Given problem:
Your task is to write out the complete listing exactly as it is shown.

Saved data entries:
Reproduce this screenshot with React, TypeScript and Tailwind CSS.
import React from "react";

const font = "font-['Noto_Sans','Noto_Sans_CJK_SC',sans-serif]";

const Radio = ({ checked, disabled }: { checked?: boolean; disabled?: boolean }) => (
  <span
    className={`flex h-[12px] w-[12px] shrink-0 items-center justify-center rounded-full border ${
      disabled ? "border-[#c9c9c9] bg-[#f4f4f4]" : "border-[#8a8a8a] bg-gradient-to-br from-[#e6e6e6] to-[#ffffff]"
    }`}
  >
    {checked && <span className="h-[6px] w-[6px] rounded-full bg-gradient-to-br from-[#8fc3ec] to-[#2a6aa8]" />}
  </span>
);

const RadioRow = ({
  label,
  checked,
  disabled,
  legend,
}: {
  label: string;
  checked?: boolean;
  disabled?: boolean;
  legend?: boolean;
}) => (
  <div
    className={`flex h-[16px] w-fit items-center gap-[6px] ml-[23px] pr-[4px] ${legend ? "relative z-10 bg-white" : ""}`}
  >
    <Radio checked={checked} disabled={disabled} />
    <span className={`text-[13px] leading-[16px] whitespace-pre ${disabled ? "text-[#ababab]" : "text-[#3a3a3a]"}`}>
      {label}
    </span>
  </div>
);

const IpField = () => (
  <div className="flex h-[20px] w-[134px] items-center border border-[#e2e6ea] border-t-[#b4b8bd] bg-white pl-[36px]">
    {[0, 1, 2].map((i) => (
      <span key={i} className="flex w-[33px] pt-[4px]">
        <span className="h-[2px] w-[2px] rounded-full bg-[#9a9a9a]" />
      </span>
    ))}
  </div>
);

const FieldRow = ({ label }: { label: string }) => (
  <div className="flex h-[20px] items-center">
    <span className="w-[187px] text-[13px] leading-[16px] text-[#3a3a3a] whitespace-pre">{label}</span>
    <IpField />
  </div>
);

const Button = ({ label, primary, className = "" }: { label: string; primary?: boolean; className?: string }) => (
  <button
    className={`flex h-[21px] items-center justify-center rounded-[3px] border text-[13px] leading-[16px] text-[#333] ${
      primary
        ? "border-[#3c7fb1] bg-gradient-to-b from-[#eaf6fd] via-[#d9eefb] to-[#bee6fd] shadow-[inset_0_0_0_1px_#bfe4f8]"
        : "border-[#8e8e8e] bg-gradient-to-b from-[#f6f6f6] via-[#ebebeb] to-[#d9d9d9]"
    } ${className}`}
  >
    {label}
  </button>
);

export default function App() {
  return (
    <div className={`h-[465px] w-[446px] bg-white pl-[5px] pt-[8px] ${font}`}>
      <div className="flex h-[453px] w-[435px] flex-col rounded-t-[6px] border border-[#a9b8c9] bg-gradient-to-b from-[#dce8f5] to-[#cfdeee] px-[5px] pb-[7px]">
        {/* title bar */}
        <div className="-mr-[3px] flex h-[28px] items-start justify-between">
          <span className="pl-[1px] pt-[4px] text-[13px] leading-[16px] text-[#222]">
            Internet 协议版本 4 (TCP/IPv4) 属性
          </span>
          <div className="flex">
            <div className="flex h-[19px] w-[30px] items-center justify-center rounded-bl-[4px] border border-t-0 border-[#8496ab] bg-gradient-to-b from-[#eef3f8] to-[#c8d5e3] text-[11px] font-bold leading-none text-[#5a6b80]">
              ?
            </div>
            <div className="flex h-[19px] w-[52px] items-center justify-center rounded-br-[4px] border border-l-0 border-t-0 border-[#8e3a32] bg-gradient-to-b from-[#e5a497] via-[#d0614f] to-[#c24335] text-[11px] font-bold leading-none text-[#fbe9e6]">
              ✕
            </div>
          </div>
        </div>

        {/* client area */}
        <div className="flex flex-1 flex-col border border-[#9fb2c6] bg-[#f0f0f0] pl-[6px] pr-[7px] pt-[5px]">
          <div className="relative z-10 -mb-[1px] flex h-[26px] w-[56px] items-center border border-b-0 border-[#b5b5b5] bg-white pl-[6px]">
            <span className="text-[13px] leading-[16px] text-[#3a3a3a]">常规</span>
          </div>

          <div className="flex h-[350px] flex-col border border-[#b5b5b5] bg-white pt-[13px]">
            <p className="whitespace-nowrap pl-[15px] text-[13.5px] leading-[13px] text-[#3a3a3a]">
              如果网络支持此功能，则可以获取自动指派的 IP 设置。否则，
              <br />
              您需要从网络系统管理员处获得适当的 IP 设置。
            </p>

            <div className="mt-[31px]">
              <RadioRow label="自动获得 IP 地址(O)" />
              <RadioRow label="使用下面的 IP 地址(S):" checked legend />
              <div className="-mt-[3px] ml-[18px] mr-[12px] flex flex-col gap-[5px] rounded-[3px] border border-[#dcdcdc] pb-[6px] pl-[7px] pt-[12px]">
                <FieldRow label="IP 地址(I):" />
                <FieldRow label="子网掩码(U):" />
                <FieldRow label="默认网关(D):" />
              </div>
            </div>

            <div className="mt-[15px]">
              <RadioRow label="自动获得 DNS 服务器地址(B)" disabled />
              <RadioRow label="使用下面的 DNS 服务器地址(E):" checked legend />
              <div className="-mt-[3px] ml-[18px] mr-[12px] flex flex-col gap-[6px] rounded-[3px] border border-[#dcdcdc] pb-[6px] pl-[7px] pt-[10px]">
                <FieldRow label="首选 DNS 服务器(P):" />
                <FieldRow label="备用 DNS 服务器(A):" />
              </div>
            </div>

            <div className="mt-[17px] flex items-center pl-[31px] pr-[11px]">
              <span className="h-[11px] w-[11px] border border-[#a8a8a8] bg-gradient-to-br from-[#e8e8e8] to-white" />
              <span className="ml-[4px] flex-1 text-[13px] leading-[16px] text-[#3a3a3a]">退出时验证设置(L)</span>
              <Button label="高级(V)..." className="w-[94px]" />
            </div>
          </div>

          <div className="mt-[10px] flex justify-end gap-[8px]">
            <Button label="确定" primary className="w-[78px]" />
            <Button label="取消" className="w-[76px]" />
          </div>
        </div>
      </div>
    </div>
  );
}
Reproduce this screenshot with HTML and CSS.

Task result:
Reproduce this screenshot with React, TypeScript and Tailwind CSS.
import React from "react";

const font = "font-['Noto_Sans','Noto_Sans_CJK_SC',sans-serif]";

const Radio = ({ checked, disabled }: { checked?: boolean; disabled?: boolean }) => (
  <span
    className={`flex h-[12px] w-[12px] shrink-0 items-center justify-center rounded-full border ${
      disabled ? "border-[#c9c9c9] bg-[#f4f4f4]" : "border-[#8a8a8a] bg-gradient-to-br from-[#e6e6e6] to-[#ffffff]"
    }`}
  >
    {checked && <span className="h-[6px] w-[6px] rounded-full bg-gradient-to-br from-[#8fc3ec] to-[#2a6aa8]" />}
  </span>
);

const RadioRow = ({
  label,
  checked,
  disabled,
  legend,
}: {
  label: string;
  checked?: boolean;
  disabled?: boolean;
  legend?: boolean;
}) => (
  <div
    className={`flex h-[16px] w-fit items-center gap-[6px] ml-[23px] pr-[4px] ${legend ? "relative z-10 bg-white" : ""}`}
  >
    <Radio checked={checked} disabled={disabled} />
    <span className={`text-[13px] leading-[16px] whitespace-pre ${disabled ? "text-[#ababab]" : "text-[#3a3a3a]"}`}>
      {label}
    </span>
  </div>
);

const IpField = () => (
  <div className="flex h-[20px] w-[134px] items-center border border-[#e2e6ea] border-t-[#b4b8bd] bg-white pl-[36px]">
    {[0, 1, 2].map((i) => (
      <span key={i} className="flex w-[33px] pt-[4px]">
        <span className="h-[2px] w-[2px] rounded-full bg-[#9a9a9a]" />
      </span>
    ))}
  </div>
);

const FieldRow = ({ label }: { label: string }) => (
  <div className="flex h-[20px] items-center">
    <span className="w-[187px] text-[13px] leading-[16px] text-[#3a3a3a] whitespace-pre">{label}</span>
    <IpField />
  </div>
);

const Button = ({ label, primary, className = "" }: { label: string; primary?: boolean; className?: string }) => (
  <button
    className={`flex h-[21px] items-center justify-center rounded-[3px] border text-[13px] leading-[16px] text-[#333] ${
      primary
        ? "border-[#3c7fb1] bg-gradient-to-b from-[#eaf6fd] via-[#d9eefb] to-[#bee6fd] shadow-[inset_0_0_0_1px_#bfe4f8]"
        : "border-[#8e8e8e] bg-gradient-to-b from-[#f6f6f6] via-[#ebebeb] to-[#d9d9d9]"
    } ${className}`}
  >
    {label}
  </button>
);

export default function App() {
  return (
    <div className={`h-[465px] w-[446px] bg-white pl-[5px] pt-[8px] ${font}`}>
      <div className="flex h-[453px] w-[435px] flex-col rounded-t-[6px] border border-[#a9b8c9] bg-gradient-to-b from-[#dce8f5] to-[#cfdeee] px-[5px] pb-[7px]">
        {/* title bar */}
        <div className="-mr-[3px] flex h-[28px] items-start justify-between">
          <span className="pl-[1px] pt-[4px] text-[13px] leading-[16px] text-[#222]">
            Internet 协议版本 4 (TCP/IPv4) 属性
          </span>
          <div className="flex">
            <div className="flex h-[19px] w-[30px] items-center justify-center rounded-bl-[4px] border border-t-0 border-[#8496ab] bg-gradient-to-b from-[#eef3f8] to-[#c8d5e3] text-[11px] font-bold leading-none text-[#5a6b80]">
              ?
            </div>
            <div className="flex h-[19px] w-[52px] items-center justify-center rounded-br-[4px] border border-l-0 border-t-0 border-[#8e3a32] bg-gradient-to-b from-[#e5a497] via-[#d0614f] to-[#c24335] text-[11px] font-bold leading-none text-[#fbe9e6]">
              ✕
            </div>
          </div>
        </div>

        {/* client area */}
        <div className="flex flex-1 flex-col border border-[#9fb2c6] bg-[#f0f0f0] pl-[6px] pr-[7px] pt-[5px]">
          <div className="relative z-10 -mb-[1px] flex h-[26px] w-[56px] items-center border border-b-0 border-[#b5b5b5] bg-white pl-[6px]">
            <span className="text-[13px] leading-[16px] text-[#3a3a3a]">常规</span>
          </div>

          <div className="flex h-[350px] flex-col border border-[#b5b5b5] bg-white pt-[13px]">
            <p className="whitespace-nowrap pl-[15px] text-[13.5px] leading-[13px] text-[#3a3a3a]">
              如果网络支持此功能，则可以获取自动指派的 IP 设置。否则，
              <br />
              您需要从网络系统管理员处获得适当的 IP 设置。
            </p>

            <div className="mt-[31px]">
              <RadioRow label="自动获得 IP 地址(O)" />
              <RadioRow label="使用下面的 IP 地址(S):" checked legend />
              <div className="-mt-[3px] ml-[18px] mr-[12px] flex flex-col gap-[5px] rounded-[3px] border border-[#dcdcdc] pb-[6px] pl-[7px] pt-[12px]">
                <FieldRow label="IP 地址(I):" />
                <FieldRow label="子网掩码(U):" />
                <FieldRow label="默认网关(D):" />
              </div>
            </div>

            <div className="mt-[15px]">
              <RadioRow label="自动获得 DNS 服务器地址(B)" disabled />
              <RadioRow label="使用下面的 DNS 服务器地址(E):" checked legend />
              <div className="-mt-[3px] ml-[18px] mr-[12px] flex flex-col gap-[6px] rounded-[3px] border border-[#dcdcdc] pb-[6px] pl-[7px] pt-[10px]">
                <FieldRow label="首选 DNS 服务器(P):" />
                <FieldRow label="备用 DNS 服务器(A):" />
              </div>
            </div>

            <div className="mt-[17px] flex items-center pl-[31px] pr-[11px]">
              <span className="h-[11px] w-[11px] border border-[#a8a8a8] bg-gradient-to-br from-[#e8e8e8] to-white" />
              <span className="ml-[4px] flex-1 text-[13px] leading-[16px] text-[#3a3a3a]">退出时验证设置(L)</span>
              <Button label="高级(V)..." className="w-[94px]" />
            </div>
          </div>

          <div className="mt-[10px] flex justify-end gap-[8px]">
            <Button label="确定" primary className="w-[78px]" />
            <Button label="取消" className="w-[76px]" />
          </div>
        </div>
      </div>
    </div>
  );
}
Reproduce this screenshot with HTML and CSS.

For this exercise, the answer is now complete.